• REQUIREMENT: Reproduce each line that includes the word "styles".

• DATA LINES:
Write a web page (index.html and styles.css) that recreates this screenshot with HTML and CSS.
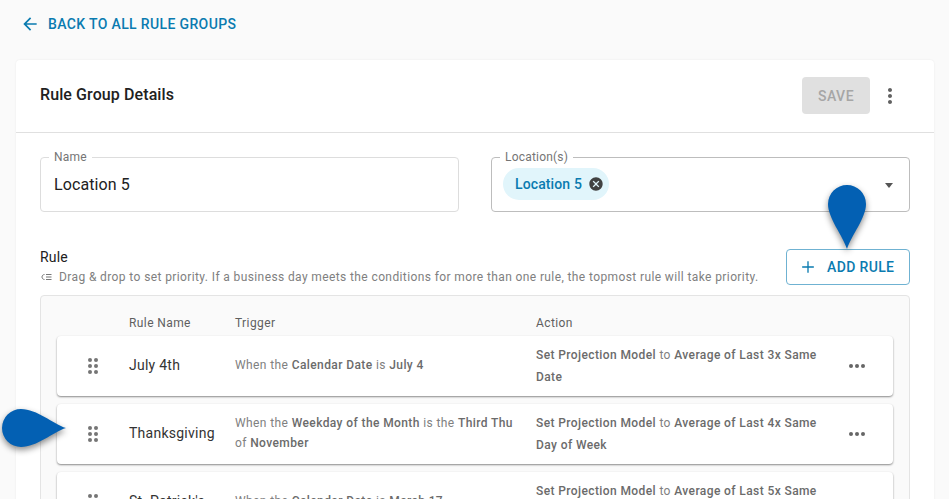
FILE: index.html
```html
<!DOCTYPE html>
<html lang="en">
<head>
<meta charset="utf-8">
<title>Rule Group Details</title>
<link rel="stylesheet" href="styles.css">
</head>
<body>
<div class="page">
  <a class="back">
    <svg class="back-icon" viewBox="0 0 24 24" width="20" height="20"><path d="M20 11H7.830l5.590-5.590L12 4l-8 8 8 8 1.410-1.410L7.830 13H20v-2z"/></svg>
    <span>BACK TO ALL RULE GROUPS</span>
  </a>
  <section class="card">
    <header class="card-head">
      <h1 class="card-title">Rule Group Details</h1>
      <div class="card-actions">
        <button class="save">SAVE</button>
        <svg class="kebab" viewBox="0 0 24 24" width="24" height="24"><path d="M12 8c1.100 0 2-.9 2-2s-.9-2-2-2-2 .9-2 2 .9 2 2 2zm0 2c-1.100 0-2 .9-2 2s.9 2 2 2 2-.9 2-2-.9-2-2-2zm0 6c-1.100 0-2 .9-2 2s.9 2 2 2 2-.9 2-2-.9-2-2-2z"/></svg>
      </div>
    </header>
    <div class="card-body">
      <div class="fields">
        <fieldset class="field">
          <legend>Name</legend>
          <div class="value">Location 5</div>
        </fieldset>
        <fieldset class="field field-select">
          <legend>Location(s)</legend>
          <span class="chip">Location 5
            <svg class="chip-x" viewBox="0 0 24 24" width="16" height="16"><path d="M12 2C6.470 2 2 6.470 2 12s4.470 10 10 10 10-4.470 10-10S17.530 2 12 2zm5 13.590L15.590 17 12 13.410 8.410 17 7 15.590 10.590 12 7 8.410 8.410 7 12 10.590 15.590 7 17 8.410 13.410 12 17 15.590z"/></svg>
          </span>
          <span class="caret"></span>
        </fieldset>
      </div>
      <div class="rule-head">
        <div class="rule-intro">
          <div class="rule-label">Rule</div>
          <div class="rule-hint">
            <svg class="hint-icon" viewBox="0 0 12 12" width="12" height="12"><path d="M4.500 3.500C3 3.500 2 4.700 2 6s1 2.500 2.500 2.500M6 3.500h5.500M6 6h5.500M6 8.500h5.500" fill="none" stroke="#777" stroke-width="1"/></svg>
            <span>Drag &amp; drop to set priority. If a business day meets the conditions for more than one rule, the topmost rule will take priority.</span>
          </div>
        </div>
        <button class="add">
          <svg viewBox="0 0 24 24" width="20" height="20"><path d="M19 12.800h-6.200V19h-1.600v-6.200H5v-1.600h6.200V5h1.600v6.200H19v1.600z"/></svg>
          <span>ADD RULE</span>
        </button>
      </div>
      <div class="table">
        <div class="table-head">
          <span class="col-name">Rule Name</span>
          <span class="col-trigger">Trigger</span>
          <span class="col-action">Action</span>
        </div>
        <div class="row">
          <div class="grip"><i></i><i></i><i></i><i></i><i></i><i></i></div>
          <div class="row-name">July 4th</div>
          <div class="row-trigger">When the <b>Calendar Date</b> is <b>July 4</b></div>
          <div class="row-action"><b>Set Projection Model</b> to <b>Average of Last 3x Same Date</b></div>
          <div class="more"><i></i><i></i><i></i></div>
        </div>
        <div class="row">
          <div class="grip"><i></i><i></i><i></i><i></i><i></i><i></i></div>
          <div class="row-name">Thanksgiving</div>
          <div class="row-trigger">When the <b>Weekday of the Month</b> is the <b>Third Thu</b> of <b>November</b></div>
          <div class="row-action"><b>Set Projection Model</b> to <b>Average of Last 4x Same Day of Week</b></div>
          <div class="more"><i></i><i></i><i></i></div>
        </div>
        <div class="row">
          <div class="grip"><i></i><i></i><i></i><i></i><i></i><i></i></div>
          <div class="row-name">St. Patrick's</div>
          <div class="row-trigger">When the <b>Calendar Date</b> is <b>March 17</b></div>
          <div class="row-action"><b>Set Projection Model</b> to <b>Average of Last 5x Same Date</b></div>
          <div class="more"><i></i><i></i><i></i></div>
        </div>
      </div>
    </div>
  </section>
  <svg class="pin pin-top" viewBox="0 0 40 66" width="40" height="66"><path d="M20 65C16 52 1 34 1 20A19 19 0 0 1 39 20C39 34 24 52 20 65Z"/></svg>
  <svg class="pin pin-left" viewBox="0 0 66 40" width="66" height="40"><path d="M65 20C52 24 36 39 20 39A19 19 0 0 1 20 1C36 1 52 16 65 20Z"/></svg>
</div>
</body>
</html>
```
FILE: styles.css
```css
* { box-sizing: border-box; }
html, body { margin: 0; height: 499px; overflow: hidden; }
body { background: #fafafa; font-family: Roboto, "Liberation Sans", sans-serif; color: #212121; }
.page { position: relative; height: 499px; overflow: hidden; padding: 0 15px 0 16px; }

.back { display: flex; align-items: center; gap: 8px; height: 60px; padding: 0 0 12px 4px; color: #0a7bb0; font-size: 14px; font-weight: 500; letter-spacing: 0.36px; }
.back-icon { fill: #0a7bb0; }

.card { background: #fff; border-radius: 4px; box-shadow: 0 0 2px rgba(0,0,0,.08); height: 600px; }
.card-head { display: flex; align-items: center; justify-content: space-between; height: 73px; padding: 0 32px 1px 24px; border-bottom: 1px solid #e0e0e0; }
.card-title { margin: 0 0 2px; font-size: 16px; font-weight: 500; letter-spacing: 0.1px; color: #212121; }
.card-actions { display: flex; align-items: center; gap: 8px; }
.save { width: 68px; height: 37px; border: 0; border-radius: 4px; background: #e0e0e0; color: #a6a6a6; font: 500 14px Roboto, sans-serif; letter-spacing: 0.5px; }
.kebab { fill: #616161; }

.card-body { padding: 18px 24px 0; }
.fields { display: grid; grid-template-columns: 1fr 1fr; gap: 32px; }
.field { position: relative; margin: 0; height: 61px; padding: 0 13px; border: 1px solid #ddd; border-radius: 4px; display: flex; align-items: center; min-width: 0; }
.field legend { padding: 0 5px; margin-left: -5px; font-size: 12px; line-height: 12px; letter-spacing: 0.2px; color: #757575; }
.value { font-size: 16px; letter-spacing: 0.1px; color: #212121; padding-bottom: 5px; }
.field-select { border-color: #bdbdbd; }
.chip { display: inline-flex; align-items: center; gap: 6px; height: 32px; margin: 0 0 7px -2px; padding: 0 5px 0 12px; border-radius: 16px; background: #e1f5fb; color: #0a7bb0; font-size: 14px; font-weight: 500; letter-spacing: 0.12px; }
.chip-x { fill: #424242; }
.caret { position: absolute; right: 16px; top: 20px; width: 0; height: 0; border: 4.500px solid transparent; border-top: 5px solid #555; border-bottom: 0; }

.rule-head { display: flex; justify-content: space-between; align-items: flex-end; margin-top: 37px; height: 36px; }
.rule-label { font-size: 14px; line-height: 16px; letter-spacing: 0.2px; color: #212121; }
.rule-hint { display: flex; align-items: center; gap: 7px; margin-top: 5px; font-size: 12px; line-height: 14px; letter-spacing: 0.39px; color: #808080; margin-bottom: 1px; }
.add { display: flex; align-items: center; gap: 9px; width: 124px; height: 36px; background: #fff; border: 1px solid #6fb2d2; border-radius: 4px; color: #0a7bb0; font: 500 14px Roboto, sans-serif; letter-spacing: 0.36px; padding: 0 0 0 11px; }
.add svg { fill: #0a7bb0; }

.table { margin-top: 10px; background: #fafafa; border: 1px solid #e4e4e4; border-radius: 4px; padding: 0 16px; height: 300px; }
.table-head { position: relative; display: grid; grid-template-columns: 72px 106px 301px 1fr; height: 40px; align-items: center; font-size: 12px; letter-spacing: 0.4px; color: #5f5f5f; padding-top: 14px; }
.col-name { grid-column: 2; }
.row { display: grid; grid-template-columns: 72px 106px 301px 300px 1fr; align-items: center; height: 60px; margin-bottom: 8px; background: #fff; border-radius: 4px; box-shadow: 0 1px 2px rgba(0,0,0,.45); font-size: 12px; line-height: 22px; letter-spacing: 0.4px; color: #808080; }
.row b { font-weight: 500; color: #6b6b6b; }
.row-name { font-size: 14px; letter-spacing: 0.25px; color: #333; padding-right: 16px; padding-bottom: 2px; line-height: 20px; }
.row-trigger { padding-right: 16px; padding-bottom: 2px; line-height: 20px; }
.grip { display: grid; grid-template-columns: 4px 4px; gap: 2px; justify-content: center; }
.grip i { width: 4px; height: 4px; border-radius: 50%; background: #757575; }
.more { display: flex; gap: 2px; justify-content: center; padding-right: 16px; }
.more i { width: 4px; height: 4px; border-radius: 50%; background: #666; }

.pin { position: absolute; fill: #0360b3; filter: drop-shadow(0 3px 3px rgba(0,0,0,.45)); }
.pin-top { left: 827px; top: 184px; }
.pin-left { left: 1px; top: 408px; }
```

• TASK RESULT:
Write a web page (index.html and styles.css) that recreates this screenshot with HTML and CSS.
<link rel="stylesheet" href="styles.css">
FILE: styles.css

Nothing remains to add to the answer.